§ **WHAT IS REQUIRED**:
Go through the listing below and gather every line with the word "components".

§ **MATERIAL PROVIDED**:
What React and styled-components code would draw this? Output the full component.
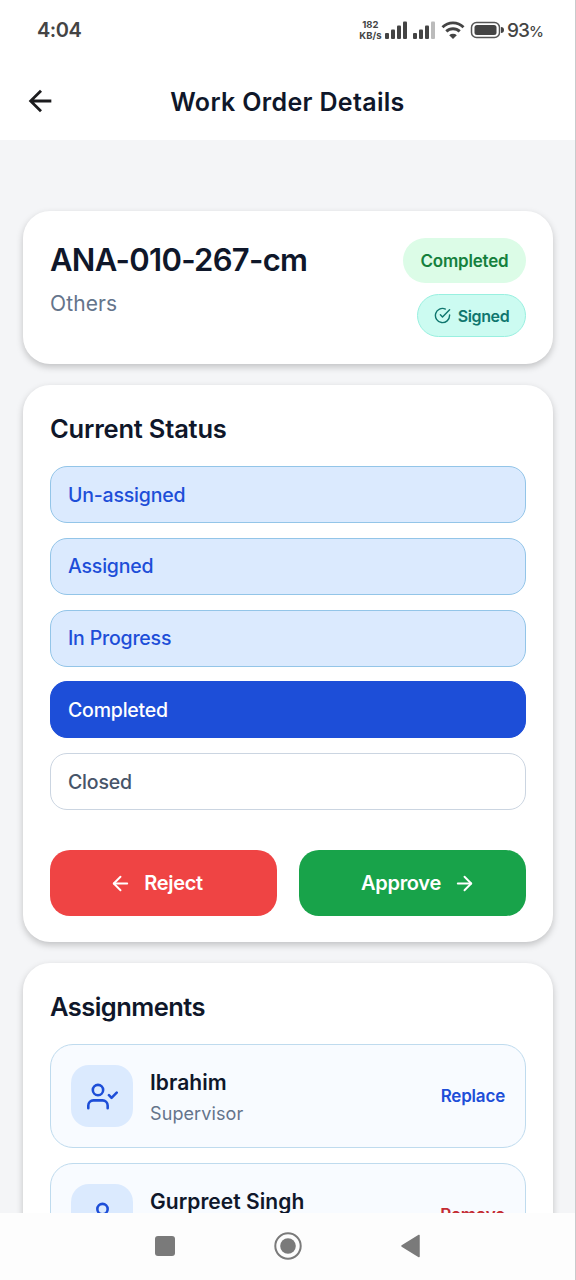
import React from 'react';
import styled, { createGlobalStyle } from 'styled-components';
import { FiArrowLeft, FiArrowRight, FiCheckCircle, FiUser, FiUserCheck } from 'react-icons/fi';
import { MdArrowBack } from 'react-icons/md';

const GlobalStyle = createGlobalStyle`
  * {
    box-sizing: border-box;
  }

  body {
    margin: 0;
    background: #f4f5f7;
    overflow: hidden;
  }

  h1, h2, h3, p {
    margin: 0;
  }

  button {
    font: inherit;
    border: none;
    background: none;
    padding: 0;
    cursor: pointer;
  }
`;

const Screen = styled.div`
  display: flex;
  flex-direction: column;
  width: 576px;
  height: 1280px;
  background: #f4f5f7;
  border-right: 1px solid #c9cacc;
  font-family: Inter, 'Noto Sans', sans-serif;
  color: #0f172a;
  white-space: nowrap;
  overflow: hidden;
`;

const StatusBar = styled.div`
  display: flex;
  align-items: center;
  flex: none;
  height: 60px;
  padding: 0 32px 0 37px;
  background: #fff;
  color: #444;
`;

const Clock = styled.span`
  font-size: 20px;
  font-weight: 600;
  letter-spacing: -0.5px;
  margin-right: auto;
`;

const NetSpeed = styled.div`
  display: flex;
  flex-direction: column;
  align-items: center;
  width: 23px;
  font-size: 9.5px;
  line-height: 11px;
  font-weight: 700;
  margin: -1px 3px 0 0;
`;

const Battery = styled.span`
  font-size: 19px;
  font-weight: 500;
  letter-spacing: -0.9px;

  small {
    font-size: 15px;
  }
`;

const Header = styled.header`
  display: grid;
  grid-template-columns: 34px 1fr 34px;
  align-items: center;
  flex: none;
  height: 80px;
  padding: 3px 23px 0;
  background: #fff;
`;

const BackButton = styled.button`
  display: flex;
  margin-top: -2px;
  color: #1c1c1e;
`;

const Title = styled.h1`
  font-size: 25px;
  font-weight: 600;
  letter-spacing: 0.33px;
  text-align: center;
`;

const Content = styled.main`
  flex: 1;
  min-height: 0;
  display: flex;
  flex-direction: column;
  gap: 21px;
  padding: 71px 22px 0 23px;
  overflow: hidden;
`;

const Card = styled.section`
  flex: none;
  height: ${(p) => p.$height}px;
  padding: 27px;
  background: #fff;
  border-radius: 27px;
  box-shadow: 0 3px 7px rgba(0, 0, 0, 0.21);
`;

const Summary = styled(Card)`
  display: flex;
  justify-content: space-between;
`;

const OrderCode = styled.h2`
  font-size: 31px;
  line-height: 42px;
  font-weight: 600;
  letter-spacing: -0.7px;
  margin-top: 1px;
`;

const Category = styled.p`
  font-size: 21px;
  line-height: 28px;
  margin-top: 9px;
  letter-spacing: 0.1px;
  color: #64748b;
`;

const Badges = styled.div`
  display: flex;
  flex-direction: column;
  align-items: flex-end;
  gap: 11px;
`;

const Badge = styled.span`
  display: flex;
  align-items: center;
  justify-content: center;
  gap: 7px;
  width: ${(p) => (p.$signed ? 109 : 123)}px;
  height: ${(p) => (p.$signed ? 43 : 45)}px;
  border-radius: 23px;
  border: ${(p) => (p.$signed ? '1px solid #99f0e0' : 'none')};
  background: ${(p) => (p.$signed ? '#ccfbf1' : '#dcfce7')};
  color: ${(p) => (p.$signed ? '#0f766e' : '#15803d')};
  font-size: ${(p) => (p.$signed ? 16 : 17)}px;
  font-weight: 600;
  letter-spacing: ${(p) => (p.$signed ? -0.4 : -0.2)}px;
`;

const SectionTitle = styled.h2`
  font-size: 25.5px;
  line-height: 34px;
  font-weight: 600;
  letter-spacing: ${(p) => p.$spacing}px;
`;

const StatusList = styled.div`
  display: grid;
  grid-template-rows: repeat(5, 57px);
  gap: 14.8px;
  margin-top: 20px;
`;

const statusStyles = {
  done: { bg: '#dbeafe', border: '#93c5e8', color: '#1d4ed8' },
  active: { bg: '#1d4ed8', border: '#1d4ed8', color: '#fff' },
  next: { bg: '#fff', border: '#cbd5e1', color: '#475569' },
};

const Status = styled.div`
  display: flex;
  align-items: center;
  padding: 0 17px;
  border-radius: 17px;
  border: 1px solid ${(p) => statusStyles[p.$state].border};
  background: ${(p) => statusStyles[p.$state].bg};
  color: ${(p) => statusStyles[p.$state].color};
  font-size: 19.5px;
  font-weight: 500;
  letter-spacing: -0.2px;
`;

const Actions = styled.div`
  display: grid;
  grid-template-columns: 1fr 1fr;
  gap: 22px;
  margin-top: 40px;
`;

const ActionButton = styled.button`
  display: flex;
  align-items: center;
  justify-content: center;
  gap: 12px;
  height: 66px;
  padding: ${(p) => (p.$back ? '0 15px 0 0' : '0 0 0 12px')};
  border-radius: 20px;
  background: ${(p) => (p.$back ? '#ef4444' : '#18a34a')};
  color: #fff;
  font-size: 20px;
  font-weight: 600;
  letter-spacing: -0.3px;
`;

const Member = styled.div`
  display: flex;
  align-items: center;
  height: 104px;
  margin-top: ${(p) => (p.$first ? 20 : 15)}px;
  padding: 0 20px;
  border: 1px solid #bfdbee;
  border-radius: 23px;
  background: #f8fbff;
`;

const Avatar = styled.div`
  display: flex;
  align-items: center;
  justify-content: center;
  width: 62px;
  height: 62px;
  margin-right: 17px;
  border-radius: 18px;
  background: #dbeafe;
  color: #1d4ed8;
`;

const MemberInfo = styled.div`
  flex: 1;
  padding-top: 4px;
`;

const MemberName = styled.h3`
  font-size: 21px;
  line-height: 30px;
  font-weight: 600;
  letter-spacing: 0.05px;
`;

const MemberRole = styled.p`
  font-size: 18px;
  line-height: 28px;
  margin-top: 2px;
  letter-spacing: 0.1px;
  color: #64748b;
`;

const LinkButton = styled.button`
  color: ${(p) => (p.$danger ? '#c42b32' : '#1d4ed8')};
  font-size: 17px;
  font-weight: 600;
  letter-spacing: -0.2px;
`;

const NavBar = styled.nav`
  display: flex;
  justify-content: center;
  align-items: center;
  gap: 96px;
  flex: none;
  height: 67px;
  padding-bottom: 1px;
  background: #fdfdfd;
`;

const statuses = [
  { label: 'Un-assigned', state: 'done' },
  { label: 'Assigned', state: 'done' },
  { label: 'In Progress', state: 'done' },
  { label: 'Completed', state: 'active' },
  { label: 'Closed', state: 'next' },
];

const members = [
  { name: 'Ibrahim', role: 'Supervisor', action: 'Replace', icon: FiUserCheck },
  { name: 'Gurpreet Singh', action: 'Remove', icon: FiUser, danger: true },
];

const StatusIcons = () => (
  <svg width="122" height="24" viewBox="0 0 122 24" fill="#444">
    {/* sim 1 */}
    <rect x="0" y="15" width="4" height="6" rx="1" />
    <rect x="6" y="11.5" width="4" height="9.5" rx="1" />
    <rect x="12" y="7.5" width="4" height="13.5" rx="1" />
    <rect x="18" y="3.5" width="4" height="17.5" rx="1" />
    {/* sim 2 */}
    <rect x="28" y="15" width="4" height="6" rx="1" />
    <rect x="34" y="11.5" width="4" height="9.5" rx="1" />
    <rect x="40" y="7.5" width="4" height="13.5" rx="1" />
    <rect x="46" y="3.5" width="4" height="17.5" rx="1" fill="#bbb" />
    {/* wifi */}
    <g fill="none" stroke="#444" strokeWidth="2.9">
      <path d="M57.5 9.2a15 15 0 0 1 21 0" />
      <path d="M61.3 13.4a9.6 9.6 0 0 1 13.4 0" />
    </g>
    <path d="M64.2 17.2a5.6 5.6 0 0 1 7.6 0L68 21z" />
    {/* battery */}
    <rect x="86.5" y="4.5" width="28" height="15" rx="5" fill="none" stroke="#555" strokeWidth="1.5" />
    <rect x="89.5" y="7" width="22" height="10" rx="2.5" />
    <path d="M116 9a3 3 0 0 1 0 6z" />
  </svg>
);

const App = () => {
  return (
    <>
      <GlobalStyle />
      <Screen>
        <StatusBar>
          <Clock>4:04</Clock>
          <NetSpeed>
            <span>182</span>
            <span>KB/s</span>
          </NetSpeed>
          <StatusIcons />
          <Battery>
            93<small>%</small>
          </Battery>
        </StatusBar>

        <Header>
          <BackButton aria-label="Back">
            <MdArrowBack size={34} />
          </BackButton>
          <Title>Work Order Details</Title>
        </Header>

        <Content>
          <Summary $height={153}>
            <div>
              <OrderCode>ANA-010-267-cm</OrderCode>
              <Category>Others</Category>
            </div>
            <Badges>
              <Badge>Completed</Badge>
              <Badge $signed>
                <FiCheckCircle size={17} />
                Signed
              </Badge>
            </Badges>
          </Summary>

          <Card $height={557}>
            <SectionTitle $spacing={-0.2}>Current Status</SectionTitle>
            <StatusList>
              {statuses.map((status) => (
                <Status key={status.label} $state={status.state}>
                  {status.label}
                </Status>
              ))}
            </StatusList>
            <Actions>
              <ActionButton $back>
                <FiArrowLeft size={23} />
                Reject
              </ActionButton>
              <ActionButton>
                Approve
                <FiArrowRight size={23} />
              </ActionButton>
            </Actions>
          </Card>

          <Card $height={330}>
            <SectionTitle $spacing={-0.55}>Assignments</SectionTitle>
            {members.map(({ name, role, action, icon: Icon, danger }, index) => (
              <Member key={name} $first={index === 0}>
                <Avatar>
                  <Icon size={31} />
                </Avatar>
                <MemberInfo>
                  <MemberName>{name}</MemberName>
                  <MemberRole>{role || '\u00a0'}</MemberRole>
                </MemberInfo>
                <LinkButton $danger={danger}>{action}</LinkButton>
              </Member>
            ))}
          </Card>
        </Content>

        <NavBar>
          <svg width="24" height="30" viewBox="0 0 24 30">
            <rect x="2" y="5" width="20" height="20" rx="3" fill="#7a7a7a" />
          </svg>
          <svg width="30" height="30" viewBox="0 0 30 30">
            <circle cx="15" cy="15" r="12.7" fill="none" stroke="#7a7a7a" strokeWidth="2" />
            <circle cx="15" cy="15" r="7.8" fill="#7a7a7a" />
          </svg>
          <svg width="24" height="30" viewBox="0 0 24 30">
            <path d="M3 15 20 4.5v21z" fill="#7a7a7a" stroke="#7a7a7a" strokeWidth="1.5" strokeLinejoin="round" />
          </svg>
        </NavBar>
      </Screen>
    </>
  );
};

export default App;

§ **RESPONSE TO THE TASK**:
What React and styled-components code would draw this? Output the full component.
import styled, { createGlobalStyle } from 'styled-components';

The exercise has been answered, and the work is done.